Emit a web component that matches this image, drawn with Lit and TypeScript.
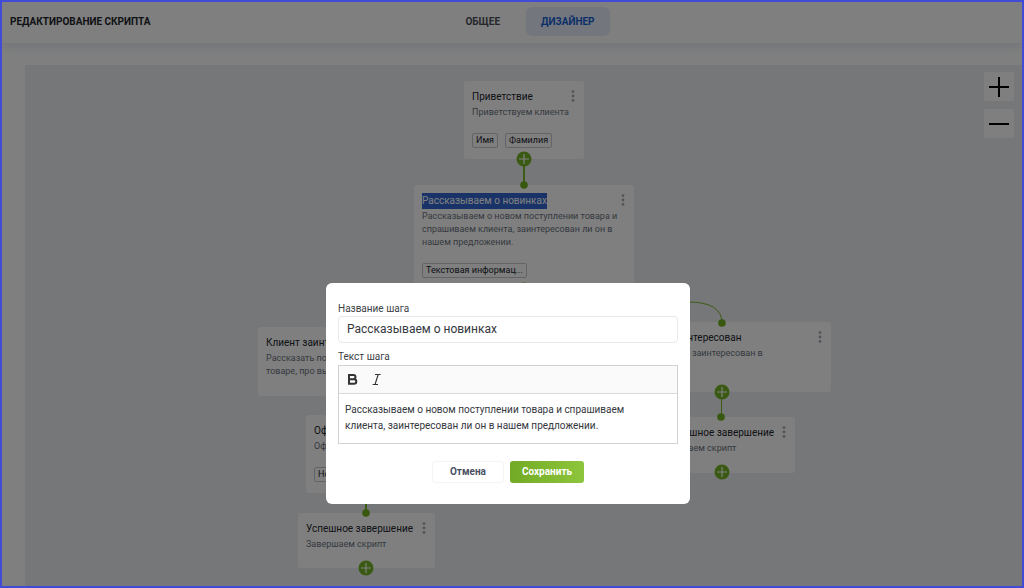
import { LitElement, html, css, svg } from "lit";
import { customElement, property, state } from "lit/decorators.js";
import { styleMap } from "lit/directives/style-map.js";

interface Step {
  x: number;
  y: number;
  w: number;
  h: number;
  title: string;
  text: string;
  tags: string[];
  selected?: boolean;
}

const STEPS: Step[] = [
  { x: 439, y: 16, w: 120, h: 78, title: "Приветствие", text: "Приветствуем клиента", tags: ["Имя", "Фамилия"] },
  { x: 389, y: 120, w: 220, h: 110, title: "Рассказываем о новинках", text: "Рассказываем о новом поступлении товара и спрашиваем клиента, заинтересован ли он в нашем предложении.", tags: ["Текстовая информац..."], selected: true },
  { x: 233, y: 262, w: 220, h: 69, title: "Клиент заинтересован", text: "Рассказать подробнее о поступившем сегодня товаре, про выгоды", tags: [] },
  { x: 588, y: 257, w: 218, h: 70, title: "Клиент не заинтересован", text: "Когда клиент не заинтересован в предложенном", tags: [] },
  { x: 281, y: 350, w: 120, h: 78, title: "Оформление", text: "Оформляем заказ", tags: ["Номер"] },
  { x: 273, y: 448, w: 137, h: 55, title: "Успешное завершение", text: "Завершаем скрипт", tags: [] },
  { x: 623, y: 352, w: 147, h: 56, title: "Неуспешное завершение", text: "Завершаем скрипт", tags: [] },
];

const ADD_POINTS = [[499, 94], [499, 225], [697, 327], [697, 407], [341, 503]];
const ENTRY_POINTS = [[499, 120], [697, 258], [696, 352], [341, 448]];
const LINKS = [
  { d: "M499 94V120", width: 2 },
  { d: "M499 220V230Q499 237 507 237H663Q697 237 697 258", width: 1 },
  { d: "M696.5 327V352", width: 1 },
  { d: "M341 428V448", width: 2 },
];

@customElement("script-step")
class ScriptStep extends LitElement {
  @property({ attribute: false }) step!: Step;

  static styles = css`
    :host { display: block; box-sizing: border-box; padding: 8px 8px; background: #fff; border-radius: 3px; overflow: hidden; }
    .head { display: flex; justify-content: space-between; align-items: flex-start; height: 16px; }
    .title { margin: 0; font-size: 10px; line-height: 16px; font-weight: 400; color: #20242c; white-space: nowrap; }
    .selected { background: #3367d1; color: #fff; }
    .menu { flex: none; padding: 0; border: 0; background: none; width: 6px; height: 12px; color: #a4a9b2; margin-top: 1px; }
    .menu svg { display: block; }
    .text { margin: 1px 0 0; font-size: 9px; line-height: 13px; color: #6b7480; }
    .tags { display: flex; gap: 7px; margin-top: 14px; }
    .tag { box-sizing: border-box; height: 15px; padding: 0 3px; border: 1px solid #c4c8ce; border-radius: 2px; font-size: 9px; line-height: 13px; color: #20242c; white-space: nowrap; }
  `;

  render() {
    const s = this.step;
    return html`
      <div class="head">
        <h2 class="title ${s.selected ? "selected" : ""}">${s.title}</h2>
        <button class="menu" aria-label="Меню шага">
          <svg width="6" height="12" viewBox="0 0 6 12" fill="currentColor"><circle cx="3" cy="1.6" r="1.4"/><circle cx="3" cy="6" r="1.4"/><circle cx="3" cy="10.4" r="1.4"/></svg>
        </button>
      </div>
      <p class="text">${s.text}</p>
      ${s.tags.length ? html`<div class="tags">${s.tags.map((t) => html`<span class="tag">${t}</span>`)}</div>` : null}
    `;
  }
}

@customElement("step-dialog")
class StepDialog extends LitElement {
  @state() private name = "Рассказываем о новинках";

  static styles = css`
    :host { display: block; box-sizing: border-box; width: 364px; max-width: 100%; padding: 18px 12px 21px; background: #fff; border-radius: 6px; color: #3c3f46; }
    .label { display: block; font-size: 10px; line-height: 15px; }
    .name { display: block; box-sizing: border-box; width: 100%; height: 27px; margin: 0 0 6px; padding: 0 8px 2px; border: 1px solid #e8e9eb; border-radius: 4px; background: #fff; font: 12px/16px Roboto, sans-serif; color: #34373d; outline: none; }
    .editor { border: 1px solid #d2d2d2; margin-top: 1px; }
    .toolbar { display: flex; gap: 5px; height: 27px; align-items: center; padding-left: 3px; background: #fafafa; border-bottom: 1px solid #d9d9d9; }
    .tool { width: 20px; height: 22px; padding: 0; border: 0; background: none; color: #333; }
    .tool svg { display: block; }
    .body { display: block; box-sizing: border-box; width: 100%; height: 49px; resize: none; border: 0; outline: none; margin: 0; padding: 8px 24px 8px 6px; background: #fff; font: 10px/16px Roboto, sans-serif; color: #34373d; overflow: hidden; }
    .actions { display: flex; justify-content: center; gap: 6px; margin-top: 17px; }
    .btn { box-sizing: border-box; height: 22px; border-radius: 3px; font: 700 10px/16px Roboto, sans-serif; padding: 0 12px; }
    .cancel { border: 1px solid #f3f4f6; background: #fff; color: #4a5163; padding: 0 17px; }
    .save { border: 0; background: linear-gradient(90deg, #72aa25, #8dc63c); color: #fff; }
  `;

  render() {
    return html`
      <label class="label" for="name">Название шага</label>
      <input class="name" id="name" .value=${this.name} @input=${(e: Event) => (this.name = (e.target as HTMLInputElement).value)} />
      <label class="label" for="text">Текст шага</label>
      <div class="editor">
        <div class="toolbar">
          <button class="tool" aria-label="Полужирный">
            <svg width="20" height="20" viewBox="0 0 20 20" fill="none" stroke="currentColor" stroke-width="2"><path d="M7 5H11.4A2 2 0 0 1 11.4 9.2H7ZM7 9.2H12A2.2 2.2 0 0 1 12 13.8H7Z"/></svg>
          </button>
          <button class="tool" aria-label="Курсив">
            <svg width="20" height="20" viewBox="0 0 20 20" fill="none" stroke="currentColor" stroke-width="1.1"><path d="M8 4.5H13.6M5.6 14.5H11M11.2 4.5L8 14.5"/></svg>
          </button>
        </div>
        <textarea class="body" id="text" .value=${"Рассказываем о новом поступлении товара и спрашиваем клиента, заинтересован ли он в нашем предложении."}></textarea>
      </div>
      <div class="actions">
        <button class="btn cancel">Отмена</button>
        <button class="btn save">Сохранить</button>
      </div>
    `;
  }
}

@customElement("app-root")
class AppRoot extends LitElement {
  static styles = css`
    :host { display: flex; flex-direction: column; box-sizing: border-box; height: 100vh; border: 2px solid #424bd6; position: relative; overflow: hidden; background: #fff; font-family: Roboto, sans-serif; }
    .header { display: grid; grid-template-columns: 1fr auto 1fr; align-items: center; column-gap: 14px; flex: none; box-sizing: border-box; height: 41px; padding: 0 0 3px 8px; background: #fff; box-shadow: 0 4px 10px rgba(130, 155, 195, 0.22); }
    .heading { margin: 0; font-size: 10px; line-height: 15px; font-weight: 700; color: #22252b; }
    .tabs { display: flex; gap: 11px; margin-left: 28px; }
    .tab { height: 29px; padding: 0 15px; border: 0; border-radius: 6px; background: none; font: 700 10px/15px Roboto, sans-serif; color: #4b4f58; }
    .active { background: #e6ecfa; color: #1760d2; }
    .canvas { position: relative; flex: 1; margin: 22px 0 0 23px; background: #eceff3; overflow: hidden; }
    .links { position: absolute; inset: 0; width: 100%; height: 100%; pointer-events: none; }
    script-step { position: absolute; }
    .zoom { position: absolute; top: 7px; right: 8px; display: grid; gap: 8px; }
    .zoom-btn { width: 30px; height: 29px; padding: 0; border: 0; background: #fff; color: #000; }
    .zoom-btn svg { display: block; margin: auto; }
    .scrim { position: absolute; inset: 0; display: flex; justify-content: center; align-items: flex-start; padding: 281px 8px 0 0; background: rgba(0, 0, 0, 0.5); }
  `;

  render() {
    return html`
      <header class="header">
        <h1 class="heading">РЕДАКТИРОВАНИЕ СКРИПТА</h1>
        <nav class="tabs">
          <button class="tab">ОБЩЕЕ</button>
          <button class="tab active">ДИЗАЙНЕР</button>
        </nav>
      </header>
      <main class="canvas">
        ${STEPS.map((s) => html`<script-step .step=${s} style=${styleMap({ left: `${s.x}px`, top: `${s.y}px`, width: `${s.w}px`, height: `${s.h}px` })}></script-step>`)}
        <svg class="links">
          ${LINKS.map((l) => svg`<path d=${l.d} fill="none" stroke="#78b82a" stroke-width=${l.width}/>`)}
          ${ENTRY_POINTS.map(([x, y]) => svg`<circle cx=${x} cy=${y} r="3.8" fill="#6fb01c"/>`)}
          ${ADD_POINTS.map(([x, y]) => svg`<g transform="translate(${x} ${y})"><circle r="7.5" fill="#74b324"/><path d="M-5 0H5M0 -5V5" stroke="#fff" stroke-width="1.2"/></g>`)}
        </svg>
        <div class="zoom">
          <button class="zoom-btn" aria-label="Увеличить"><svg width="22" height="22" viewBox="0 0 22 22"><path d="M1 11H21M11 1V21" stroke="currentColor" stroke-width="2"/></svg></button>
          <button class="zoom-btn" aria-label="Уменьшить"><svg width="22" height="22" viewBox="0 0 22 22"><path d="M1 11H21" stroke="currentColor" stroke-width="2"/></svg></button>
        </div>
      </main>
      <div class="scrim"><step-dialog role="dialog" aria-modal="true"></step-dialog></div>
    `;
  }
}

#####

_Task requirements:_
Copy out all lines where the word "this" appears.

_Result below:_
Emit a web component that matches this image, drawn with Lit and TypeScript.
    const s = this.step;
      <input class="name" id="name" .value=${this.name} @input=${(e: Event) => (this.name = (e.target as HTMLInputElement).value)} />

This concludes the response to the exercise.